On a chilly evening in late May, hundreds of Porto Alegre, Brazil, residents packed into the Cecores gymnasium of the working-class neighborhood of Restinga for their yearly regional Participatory Budgeting (PB) assembly. Mayor José Fogaça and his PB team sat before them at long tables. This year marked the 20th anniversary of the process in this southern city. The lively crowd cheered and waved banners. Residents spoke in support of their needs, or denounced the government for not fulfilling promises it had made. “Housing” was on the lips of many. 


“I struggled. I’m proof of this,” said Fabiana dos Santos Nacimento, a mother of six, who won her own home through the PB process a decade ago. “I waited six or seven years to acquire my home. And now my daughters are here and I’m struggling to help them acquire a home next door.”


More than 750 residents voted housing as this year’s third most important priority, behind social assistance and roads.
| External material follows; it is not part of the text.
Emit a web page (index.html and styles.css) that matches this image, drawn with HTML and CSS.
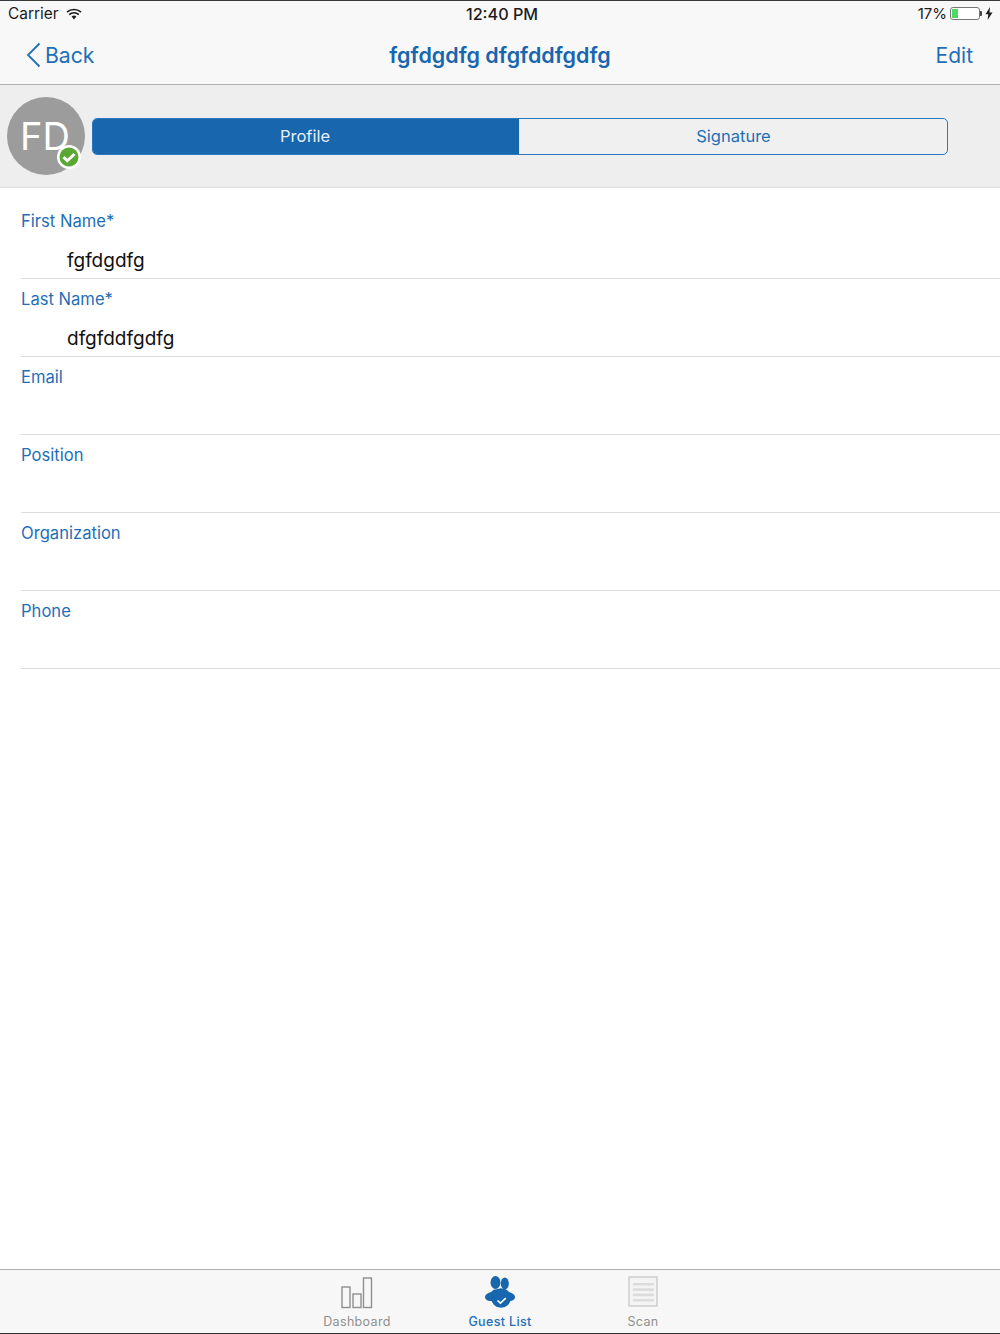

During the last decade and a half, thousands of working families with the National Movement for the Struggle of Housing (MNLM for Movimento Nacional de Luta pela Moradia) have won homes through participatory budgeting in this region alone. 


The assembly was just one of 23 that occur in Porto Alegre every fall. At the assemblies, neighborhood residents participate in the allocation of city funds by prioritizing needs, proposing future government projects and electing neighborhood delegates and councilpersons to carry out their decisions throughout the year.